Cheerleaders preparing to compete


Oyster Bay-East Norwich High School cheerleader Bianca McEvoy stood at the edge of a mat in the middle of the Theodore Roosevelt Elementary School’s gymnasium on Nov. 7, looking focused and determined. Practice was about to end, and McEvoy still needed to stick the pyramid before the clock struck 9 p.m. Taking a deep breath, she nodded at her coach, Chelsea Bressingham, who was beginning to count off the pyramid.

“Five, six, seven, eight,” Bressingham said.

It was time.

McEvoy flung herself toward her teammates, executing a round-off before jumping backward and landing on her back in the arms of the other girls.

Together, the full team of cheerleaders tossed Bianca into the air, where she did a back tuck before her teammates caught her feet above their heads.

The determined look on Bianca’s face quickly transformed to a bright smile. She had stuck the pyramid. It was the last maneuver the Oyster Bay cheerleaders needed to complete before practice wrapped up for the evening.

They are determined to meet a new set of goals at each of their practices as they train to compete in seven co-ed cheerleading competitions this winter. The events will mark the first time in Oyster Bay history that the school’s cheerleaders will compete against other squads. In the past, they have performed only at football and basketball games.

Bressingham said the team would be cheering at fewer basketball games this season, because some competitions will conflict with games. The absence of the cheerleading team during these conflicts were already approved by Kevin Trentowski, director of health, physical education, and athletics for Oyster Bay, she noted.

Bianca said she is excited for the opportunity to cheer in competitions, noting that once the team learns to nail all of its stunts — like the pyramid they hit earlier in the practice — they will succeed when they face other high school teams.

“I think our biggest challenge right now is hitting it right and getting it solid,” Bianca said.

The team look up to Bressingham, a Garden City resident who cheers for Nassau County Community College, to train them to be the best cheerleaders they can be.

“This is the only coach I’ve ever had that’s ever believed in us enough to take us to competition,” said Natalia Velasquez, who has been cheerleading for six years under four different coaches. “She is the only one who has the backbone to push me.”

Bressingham admitted that her practices can be vigorous at times.

Most practices start with 15 minutes of tumbling or jumps, two key skills needed to score well during cheerleading competitions. After that, the they engage in conditioning exercises, that usually include running, stretching, splits, bridges and more tumbling and jumps.

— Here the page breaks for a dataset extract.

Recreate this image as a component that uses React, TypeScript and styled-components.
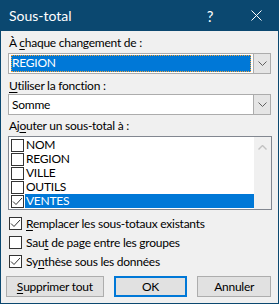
import React from 'react';
import styled, { createGlobalStyle } from 'styled-components';

const GlobalStyle = createGlobalStyle`
  html, body {
    margin: 0;
    padding: 0;
    background: #f0f0f0;
  }
  * {
    box-sizing: border-box;
  }
`;

const fields = ['NOM', 'REGION', 'VILLE', 'OUTILS', 'VENTES'];

const CheckMark = () => (
  <svg width="11" height="11" viewBox="0 0 11 11">
    <polyline points="1,5.5 4,8.5 10,2" fill="none" stroke="#333" strokeWidth="1" />
  </svg>
);

const ChevronDown = () => (
  <svg width="9" height="5" viewBox="0 0 9 5">
    <polyline points="0.5,0.5 4.5,4.5 8.5,0.5" fill="none" stroke="#606060" strokeWidth="1" />
  </svg>
);

const ChevronUp = () => (
  <svg width="9" height="5" viewBox="0 0 9 5">
    <polyline points="0.5,4.5 4.5,0.5 8.5,4.5" fill="none" stroke="#c2c2c2" strokeWidth="1.4" />
  </svg>
);

const CloseIcon = () => (
  <svg width="11" height="11" viewBox="0 0 11 11">
    <line x1="0.5" y1="0.5" x2="10.5" y2="10.5" stroke="#fff" strokeWidth="1" />
    <line x1="10.5" y1="0.5" x2="0.5" y2="10.5" stroke="#fff" strokeWidth="1" />
  </svg>
);

const App = () => {
  return (
    <>
      <GlobalStyle />
      <Window>
        <TitleBar>
          <Title>Sous-total</Title>
          <HelpButton>?</HelpButton>
          <CloseButton>
            <CloseIcon />
          </CloseButton>
        </TitleBar>
        <Body>
          <Label>
            À <u>c</u>haque changement de :
          </Label>
          <Combo>
            <ComboValue>
              <Selection>REGION</Selection>
            </ComboValue>
            <ComboArrow>
              <ChevronDown />
            </ComboArrow>
          </Combo>

          <Label className="second">
            <u>U</u>tiliser la fonction :
          </Label>
          <Combo>
            <ComboValue>
              <PlainValue>Somme</PlainValue>
            </ComboValue>
            <ComboArrow>
              <ChevronDown />
            </ComboArrow>
          </Combo>

          <Label className="third">
            Aj<u>o</u>uter un sous-total à :
          </Label>
          <ListBox>
            <Items>
              {fields.map((name) => {
                const selected = name === 'VENTES';
                return (
                  <Item key={name}>
                    <Box>{selected && <CheckMark />}</Box>
                    <ItemText $selected={selected}>{name}</ItemText>
                  </Item>
                );
              })}
            </Items>
            <ScrollTrack>
              <ChevronUp />
            </ScrollTrack>
          </ListBox>

          <Options>
            <Option>
              <Box>
                <CheckMark />
              </Box>
              <span>
                <u>R</u>emplacer les sous-totaux existants
              </span>
            </Option>
            <Option>
              <Box />
              <span>
                Sau<u>t</u> de page entre les groupes
              </span>
            </Option>
            <Option>
              <Box>
                <CheckMark />
              </Box>
              <span>
                Sy<u>n</u>thèse sous les données
              </span>
            </Option>
          </Options>

          <Buttons>
            <Button $width={98}>
              <u>S</u>upprimer tout
            </Button>
            <Button $width={74} $primary>
              OK
            </Button>
            <Button $width={74}>Annuler</Button>
          </Buttons>
        </Body>
      </Window>
    </>
  );
};

export default App;

const Window = styled.div`
  width: 279px;
  height: 304px;
  background: #f0f0f0;
  border: 1px solid #0b4870;
  border-top: none;
  display: flex;
  flex-direction: column;
  font-family: 'Lato', 'Noto Sans', sans-serif;
  font-size: 12px;
  letter-spacing: -0.25px;
  color: #000;

  u {
    text-decoration: underline;
    text-underline-offset: 2px;
  }
`;

const TitleBar = styled.div`
  height: 31px;
  margin: 0 -1px;
  background: #0b4870;
  color: #fff;
  display: flex;
  align-items: center;
  padding-left: 9px;
`;

const Title = styled.span`
  font-size: 14px;
  letter-spacing: 0;
  flex: 1;
`;

const HelpButton = styled.span`
  font-size: 15px;
  width: 46px;
  text-align: center;
`;

const CloseButton = styled.span`
  width: 46px;
  display: flex;
  align-items: center;
  justify-content: center;
`;

const Body = styled.div`
  flex: 1;
  display: flex;
  flex-direction: column;
  padding: 4px 7px 0 7px;
`;

const Label = styled.div`
  height: 16px;
  line-height: 16px;
  padding-left: 1px;
  margin-bottom: 2px;

  &.second {
    margin-top: 4px;
    margin-bottom: 0;
  }

  &.third {
    margin-top: 3px;
    margin-bottom: 2px;
  }
`;

const Combo = styled.div`
  height: 21px;
  width: 263px;
  display: flex;
  border: 1px solid #acacac;
  background: #fff;
`;

const ComboValue = styled.div`
  flex: 1;
  padding: 1px 2px;
  display: flex;
`;

const Selection = styled.div`
  flex: 1;
  background: #0078d7;
  color: #fff;
  line-height: 15px;
  padding-left: 1px;
  outline: 1px dotted #f2a33a;
  outline-offset: -1px;
`;

const PlainValue = styled.div`
  flex: 1;
  line-height: 17px;
  padding-left: 1px;
`;

const ComboArrow = styled.div`
  width: 17px;
  background: #e5e5e5;
  border-left: 1px solid #acacac;
  display: flex;
  align-items: center;
  justify-content: center;
`;

const ListBox = styled.div`
  width: 264px;
  height: 74px;
  border: 1px solid #828790;
  background: #fff;
  display: flex;
`;

const Items = styled.div`
  flex: 1;
  padding: 1px 0 1px 2px;
  display: flex;
  flex-direction: column;
`;

const Item = styled.div`
  height: 14px;
  display: flex;
  align-items: center;
  gap: 1px;
`;

const Box = styled.span`
  width: 13px;
  height: 13px;
  border: 1px solid #333;
  background: #fff;
  display: flex;
  align-items: center;
  justify-content: center;
  flex-shrink: 0;
`;

const ItemText = styled.span<{ $selected?: boolean }>`
  flex: 1;
  height: 14px;
  line-height: 14px;
  padding-left: 1px;
  background: ${(p) => (p.$selected ? '#0078d7' : 'transparent')};
  color: ${(p) => (p.$selected ? '#fff' : '#000')};
`;

const ScrollTrack = styled.div`
  width: 17px;
  background: #f0f0f0;
  display: flex;
  justify-content: center;
  padding-top: 8px;
`;

const Options = styled.div`
  display: flex;
  flex-direction: column;
  gap: 6px;
  margin-top: 7px;
  padding-left: 1px;
`;

const Option = styled.div`
  height: 13px;
  display: flex;
  align-items: center;
  gap: 4px;
  line-height: 13px;
`;

const Buttons = styled.div`
  display: flex;
  gap: 10px;
  margin-top: 8px;
  margin-left: -2px;
`;

const Button = styled.div<{ $width: number; $primary?: boolean }>`
  width: ${(p) => p.$width}px;
  height: 21px;
  background: #e1e1e1;
  border: ${(p) => (p.$primary ? '2px solid #0078d7' : '1px solid #adadad')};
  display: flex;
  align-items: center;
  justify-content: center;
`;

During each two-hour practice the team agrees on a goal that they need to accomplish, like last week’s back tuck pyramid. Bressingham writes the goal on a whiteboard that she leaves at the front of the gymnasium and doesn’t erase it until they complete the goal.

Bressingham explained that setting the goal helps keep the team motivated and encourages productivity at the practices. The coach also carves out time each practice for team building activities for the team to build strong relationships with each other.

In addition to practices run by Bressingham at the Roosevelt Elementary School, the cheerleading team attends classes at Beyond Epic Athletics, a Freeport-based gymnastics center, where they focus on learning new stunts and tumbling.

Training for competitions is hard work, but the team are confident they will take home the gold.

“I think that we’re ready and we can do good if we try enough,” said Abby Beck, one of the Oyster Bay’s cheerleaders.

Her teammate, Elias Gomez, agreed.

The cheerleaders also share fears about preparing for the competition. And training will take a lot of focus and dedication from the team. Seated together on a matt in the gymnasium, some of the girls said that in order to be successful, the team will have to get better at being at practice on time, not missing practices, and not arguing with each other during valuable practice time.

The team will also have to learn new skills to prepare for competition. Bressingham said the team is already working on their twist down skill — when the flier twists her body in a full 360-degree spin on her way down from a stunt. She said the team is also working on their endurance for jumps, explaining that eventually they will put a sequence of four jumps in a row into their competition routine.

At the close of last week’s practice, the team appeared to have a great deal of confidence. “I think we’re all physically and mentally prepared for this,” Elias said.